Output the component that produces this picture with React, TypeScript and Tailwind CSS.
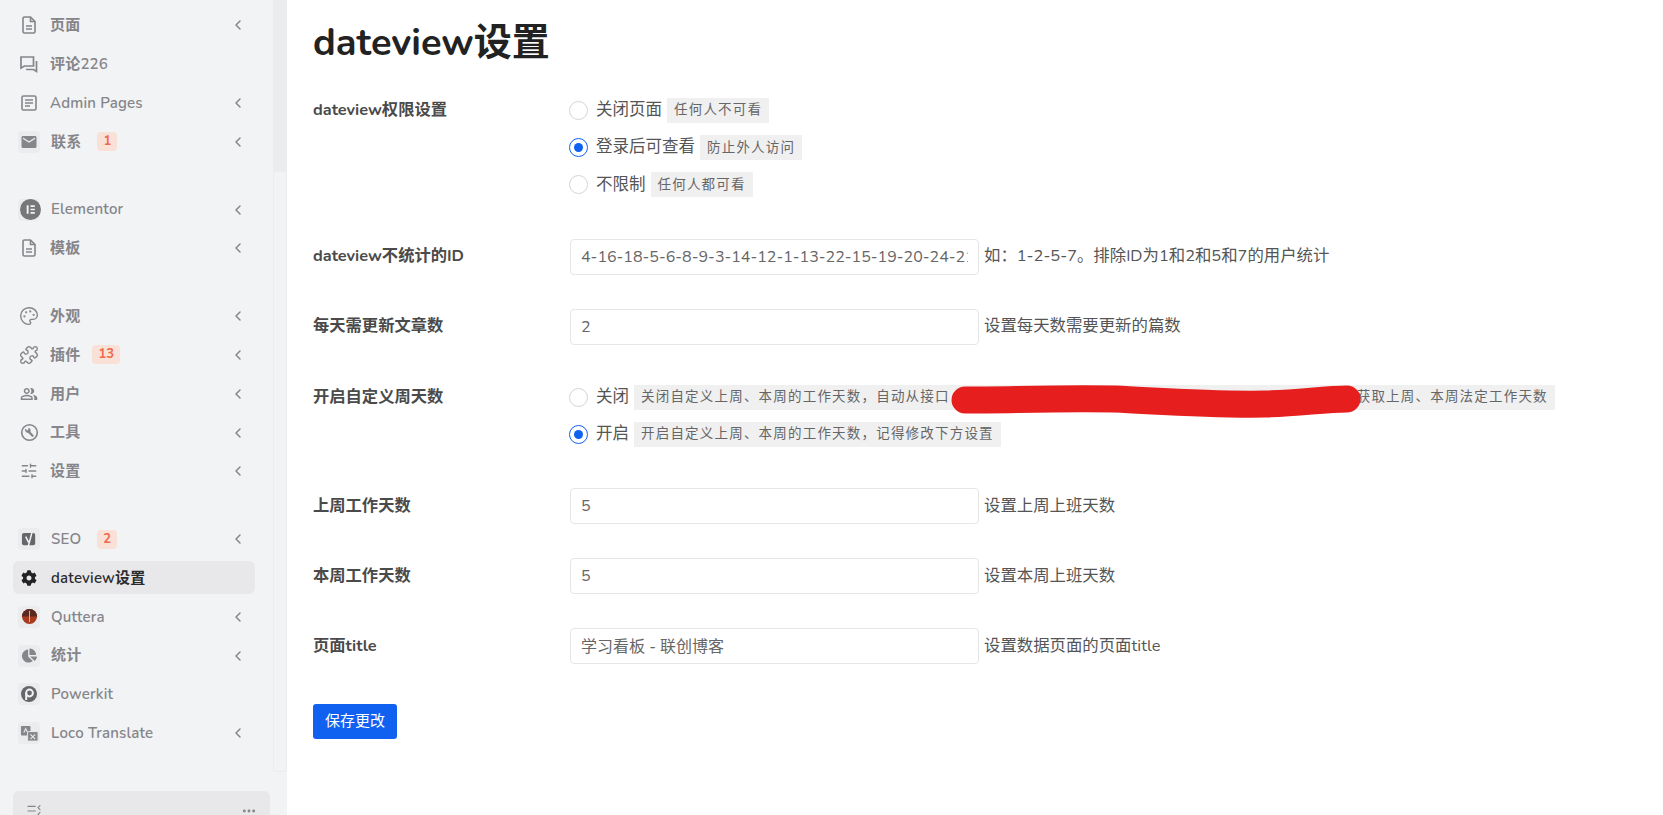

_____

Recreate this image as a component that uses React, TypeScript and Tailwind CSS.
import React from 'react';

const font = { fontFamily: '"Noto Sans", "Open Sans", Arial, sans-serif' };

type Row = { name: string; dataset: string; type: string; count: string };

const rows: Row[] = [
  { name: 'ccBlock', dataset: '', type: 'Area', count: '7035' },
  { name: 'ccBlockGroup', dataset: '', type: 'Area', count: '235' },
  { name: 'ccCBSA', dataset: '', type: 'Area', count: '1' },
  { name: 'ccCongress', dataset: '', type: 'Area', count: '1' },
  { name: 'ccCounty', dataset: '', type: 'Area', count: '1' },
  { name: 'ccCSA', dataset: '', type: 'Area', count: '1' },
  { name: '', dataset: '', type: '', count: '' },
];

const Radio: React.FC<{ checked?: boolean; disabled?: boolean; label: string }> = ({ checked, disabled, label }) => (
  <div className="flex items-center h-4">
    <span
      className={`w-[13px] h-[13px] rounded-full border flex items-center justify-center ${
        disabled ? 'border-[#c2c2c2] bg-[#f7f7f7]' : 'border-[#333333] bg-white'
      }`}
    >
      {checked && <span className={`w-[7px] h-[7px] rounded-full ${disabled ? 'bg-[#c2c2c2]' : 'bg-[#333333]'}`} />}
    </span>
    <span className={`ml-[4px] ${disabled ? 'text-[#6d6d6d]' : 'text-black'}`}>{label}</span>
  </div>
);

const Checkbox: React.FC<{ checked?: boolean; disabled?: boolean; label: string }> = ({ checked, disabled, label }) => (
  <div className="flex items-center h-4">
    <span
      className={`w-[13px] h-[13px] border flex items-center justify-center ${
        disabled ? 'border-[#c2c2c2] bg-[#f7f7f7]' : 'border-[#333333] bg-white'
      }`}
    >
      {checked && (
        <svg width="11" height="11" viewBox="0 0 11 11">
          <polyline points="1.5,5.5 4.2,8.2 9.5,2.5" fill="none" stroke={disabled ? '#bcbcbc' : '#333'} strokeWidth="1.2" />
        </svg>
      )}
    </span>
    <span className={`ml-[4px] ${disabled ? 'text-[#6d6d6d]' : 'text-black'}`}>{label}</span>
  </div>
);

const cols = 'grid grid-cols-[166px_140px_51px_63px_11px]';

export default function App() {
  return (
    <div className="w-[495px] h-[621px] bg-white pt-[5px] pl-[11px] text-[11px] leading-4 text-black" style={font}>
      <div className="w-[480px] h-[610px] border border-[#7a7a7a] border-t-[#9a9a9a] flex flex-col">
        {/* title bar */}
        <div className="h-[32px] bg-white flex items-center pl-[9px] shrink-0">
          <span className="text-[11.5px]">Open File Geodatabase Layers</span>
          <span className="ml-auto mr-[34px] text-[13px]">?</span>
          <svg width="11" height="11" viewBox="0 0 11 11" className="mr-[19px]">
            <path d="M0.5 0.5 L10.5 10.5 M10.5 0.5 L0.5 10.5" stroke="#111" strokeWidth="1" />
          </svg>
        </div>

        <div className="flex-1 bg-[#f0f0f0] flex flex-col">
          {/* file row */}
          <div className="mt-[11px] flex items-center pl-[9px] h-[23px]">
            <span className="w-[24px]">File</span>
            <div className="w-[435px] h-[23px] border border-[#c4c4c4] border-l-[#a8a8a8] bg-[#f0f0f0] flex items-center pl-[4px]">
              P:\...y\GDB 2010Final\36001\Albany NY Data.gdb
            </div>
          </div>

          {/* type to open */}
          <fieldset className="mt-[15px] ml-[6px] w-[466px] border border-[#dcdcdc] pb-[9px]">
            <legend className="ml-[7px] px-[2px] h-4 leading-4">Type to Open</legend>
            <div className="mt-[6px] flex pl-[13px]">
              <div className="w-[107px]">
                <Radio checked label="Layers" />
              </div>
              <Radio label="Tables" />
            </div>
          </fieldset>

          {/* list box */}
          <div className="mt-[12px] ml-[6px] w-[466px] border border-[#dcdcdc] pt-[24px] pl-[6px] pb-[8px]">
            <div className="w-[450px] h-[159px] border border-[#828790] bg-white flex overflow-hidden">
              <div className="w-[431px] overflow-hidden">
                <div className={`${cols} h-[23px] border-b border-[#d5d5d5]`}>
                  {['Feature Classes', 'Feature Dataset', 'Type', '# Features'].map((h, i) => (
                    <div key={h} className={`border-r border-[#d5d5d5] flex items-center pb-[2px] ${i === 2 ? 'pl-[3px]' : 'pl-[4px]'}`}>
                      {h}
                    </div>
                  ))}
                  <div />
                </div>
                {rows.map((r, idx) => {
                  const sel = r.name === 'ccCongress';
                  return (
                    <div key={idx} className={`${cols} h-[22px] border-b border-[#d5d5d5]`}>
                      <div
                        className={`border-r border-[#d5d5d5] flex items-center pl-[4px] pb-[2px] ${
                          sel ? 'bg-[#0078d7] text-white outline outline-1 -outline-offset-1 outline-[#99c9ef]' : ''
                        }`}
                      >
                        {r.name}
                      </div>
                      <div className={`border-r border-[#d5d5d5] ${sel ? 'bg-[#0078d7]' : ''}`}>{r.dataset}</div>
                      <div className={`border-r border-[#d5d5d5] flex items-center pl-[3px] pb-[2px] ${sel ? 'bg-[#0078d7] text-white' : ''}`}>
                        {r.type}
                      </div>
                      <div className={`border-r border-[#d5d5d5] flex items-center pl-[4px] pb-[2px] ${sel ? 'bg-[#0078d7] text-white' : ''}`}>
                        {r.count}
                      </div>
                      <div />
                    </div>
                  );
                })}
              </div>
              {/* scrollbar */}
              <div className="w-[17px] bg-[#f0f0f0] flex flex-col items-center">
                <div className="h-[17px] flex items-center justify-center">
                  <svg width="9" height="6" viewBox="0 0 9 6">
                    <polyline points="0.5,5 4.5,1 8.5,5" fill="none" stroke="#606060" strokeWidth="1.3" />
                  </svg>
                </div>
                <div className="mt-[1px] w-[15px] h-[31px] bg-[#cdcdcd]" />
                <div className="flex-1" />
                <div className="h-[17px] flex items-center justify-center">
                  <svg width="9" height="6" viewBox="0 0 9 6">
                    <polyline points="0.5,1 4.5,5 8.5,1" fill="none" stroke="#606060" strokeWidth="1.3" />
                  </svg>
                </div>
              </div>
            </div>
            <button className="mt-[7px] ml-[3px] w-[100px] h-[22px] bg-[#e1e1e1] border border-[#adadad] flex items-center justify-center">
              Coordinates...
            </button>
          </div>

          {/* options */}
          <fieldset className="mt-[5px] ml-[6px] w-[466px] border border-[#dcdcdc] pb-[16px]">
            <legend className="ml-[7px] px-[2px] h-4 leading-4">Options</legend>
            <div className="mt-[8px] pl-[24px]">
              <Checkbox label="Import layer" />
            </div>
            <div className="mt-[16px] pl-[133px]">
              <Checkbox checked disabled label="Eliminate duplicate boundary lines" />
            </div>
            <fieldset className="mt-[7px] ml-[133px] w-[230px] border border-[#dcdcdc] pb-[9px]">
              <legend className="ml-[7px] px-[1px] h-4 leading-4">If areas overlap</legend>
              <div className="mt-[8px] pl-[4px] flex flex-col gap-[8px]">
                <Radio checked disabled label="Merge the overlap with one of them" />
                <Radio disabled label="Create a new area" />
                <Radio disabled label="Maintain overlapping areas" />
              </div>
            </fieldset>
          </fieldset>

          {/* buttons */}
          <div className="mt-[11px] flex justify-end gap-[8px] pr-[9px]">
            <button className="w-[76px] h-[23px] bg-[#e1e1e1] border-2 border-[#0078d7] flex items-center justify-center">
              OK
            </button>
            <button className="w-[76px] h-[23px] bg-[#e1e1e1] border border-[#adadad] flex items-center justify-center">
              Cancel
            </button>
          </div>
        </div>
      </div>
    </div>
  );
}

_____

Your goal> In the data above, find the line that contains "Recreate this image" and the line that contains "string; dataset: string;". Repeat exactly those lines and every line between them, and only those.

Solution to this task>
Recreate this image as a component that uses React, TypeScript and Tailwind CSS.
import React from 'react';

const font = { fontFamily: '"Noto Sans", "Open Sans", Arial, sans-serif' };

type Row = { name: string; dataset: string; type: string; count: string };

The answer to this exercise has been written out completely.